Count how many lines hold the string "this". Give that number alone.

>> begin

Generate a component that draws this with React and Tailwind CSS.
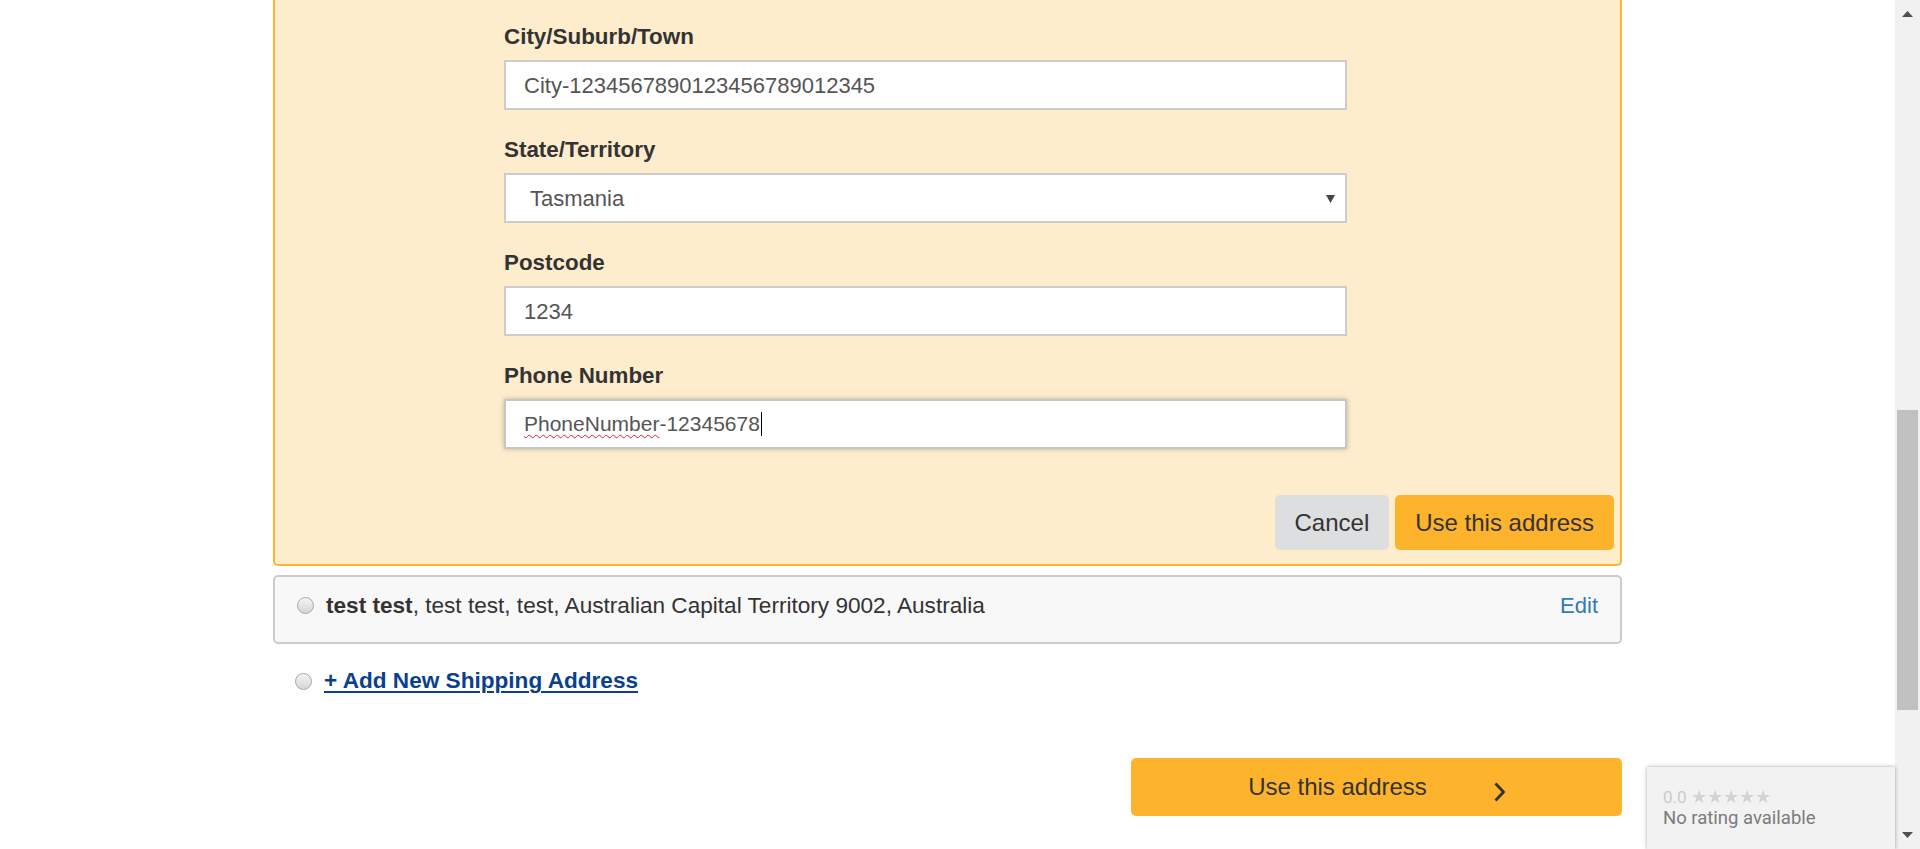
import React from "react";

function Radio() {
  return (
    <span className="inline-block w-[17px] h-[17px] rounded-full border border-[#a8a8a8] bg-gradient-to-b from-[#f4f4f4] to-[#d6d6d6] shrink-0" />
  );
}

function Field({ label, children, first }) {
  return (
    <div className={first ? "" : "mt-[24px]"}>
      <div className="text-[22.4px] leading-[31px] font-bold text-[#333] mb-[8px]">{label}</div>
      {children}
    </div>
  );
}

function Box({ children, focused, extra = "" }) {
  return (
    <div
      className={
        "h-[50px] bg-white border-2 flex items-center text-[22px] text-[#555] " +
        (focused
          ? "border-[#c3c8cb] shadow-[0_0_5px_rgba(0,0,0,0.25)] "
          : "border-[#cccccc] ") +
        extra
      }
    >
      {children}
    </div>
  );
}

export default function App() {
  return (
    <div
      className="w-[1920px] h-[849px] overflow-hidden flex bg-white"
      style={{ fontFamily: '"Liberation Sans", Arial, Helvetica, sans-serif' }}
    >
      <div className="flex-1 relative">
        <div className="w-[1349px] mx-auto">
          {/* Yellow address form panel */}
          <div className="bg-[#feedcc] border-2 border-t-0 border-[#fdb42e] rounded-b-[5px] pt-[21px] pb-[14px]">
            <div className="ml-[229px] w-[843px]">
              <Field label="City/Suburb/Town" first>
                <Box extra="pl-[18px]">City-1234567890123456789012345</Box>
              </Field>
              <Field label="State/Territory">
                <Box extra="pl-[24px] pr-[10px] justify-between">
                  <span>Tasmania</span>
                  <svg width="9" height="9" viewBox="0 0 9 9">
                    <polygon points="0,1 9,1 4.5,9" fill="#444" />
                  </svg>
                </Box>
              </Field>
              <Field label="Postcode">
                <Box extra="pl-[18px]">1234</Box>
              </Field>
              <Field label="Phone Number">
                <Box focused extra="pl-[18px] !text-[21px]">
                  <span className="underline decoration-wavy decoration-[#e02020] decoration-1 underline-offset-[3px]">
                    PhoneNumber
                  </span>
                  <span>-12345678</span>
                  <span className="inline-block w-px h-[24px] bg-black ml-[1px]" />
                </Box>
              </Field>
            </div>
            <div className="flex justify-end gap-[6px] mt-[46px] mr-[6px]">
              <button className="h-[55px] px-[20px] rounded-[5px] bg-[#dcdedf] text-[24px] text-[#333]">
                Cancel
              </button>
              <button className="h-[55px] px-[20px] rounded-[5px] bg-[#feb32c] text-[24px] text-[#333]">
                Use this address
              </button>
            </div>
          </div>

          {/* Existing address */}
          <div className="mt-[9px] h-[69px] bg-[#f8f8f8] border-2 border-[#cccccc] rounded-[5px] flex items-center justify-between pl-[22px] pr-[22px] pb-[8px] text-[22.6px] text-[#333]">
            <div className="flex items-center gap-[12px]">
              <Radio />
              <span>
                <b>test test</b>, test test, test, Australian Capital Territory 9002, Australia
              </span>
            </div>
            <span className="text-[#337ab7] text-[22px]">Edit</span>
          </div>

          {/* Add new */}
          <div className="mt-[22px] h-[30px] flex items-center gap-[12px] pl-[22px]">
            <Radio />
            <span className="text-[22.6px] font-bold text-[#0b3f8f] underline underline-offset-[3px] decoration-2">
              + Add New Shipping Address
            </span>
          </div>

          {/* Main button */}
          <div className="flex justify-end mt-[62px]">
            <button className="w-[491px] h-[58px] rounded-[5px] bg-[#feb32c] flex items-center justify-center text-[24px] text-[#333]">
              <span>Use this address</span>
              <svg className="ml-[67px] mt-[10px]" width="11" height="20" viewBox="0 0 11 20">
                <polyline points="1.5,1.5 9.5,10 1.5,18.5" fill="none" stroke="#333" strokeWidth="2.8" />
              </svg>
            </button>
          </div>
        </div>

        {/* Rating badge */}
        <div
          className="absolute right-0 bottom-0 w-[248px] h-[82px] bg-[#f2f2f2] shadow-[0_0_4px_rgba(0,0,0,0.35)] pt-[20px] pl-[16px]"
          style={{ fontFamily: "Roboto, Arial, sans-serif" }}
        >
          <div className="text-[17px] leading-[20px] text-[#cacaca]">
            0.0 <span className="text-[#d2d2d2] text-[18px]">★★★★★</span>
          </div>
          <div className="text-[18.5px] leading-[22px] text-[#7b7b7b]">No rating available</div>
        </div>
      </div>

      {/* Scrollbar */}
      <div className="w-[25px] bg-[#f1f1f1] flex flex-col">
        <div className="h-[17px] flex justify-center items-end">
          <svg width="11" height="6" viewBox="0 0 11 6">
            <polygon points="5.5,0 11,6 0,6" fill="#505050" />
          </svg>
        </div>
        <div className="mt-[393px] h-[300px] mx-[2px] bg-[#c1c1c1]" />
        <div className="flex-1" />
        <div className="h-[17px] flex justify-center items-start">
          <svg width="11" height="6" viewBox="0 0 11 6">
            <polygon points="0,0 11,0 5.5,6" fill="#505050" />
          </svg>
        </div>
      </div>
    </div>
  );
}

>> end

#### Completed exercise
3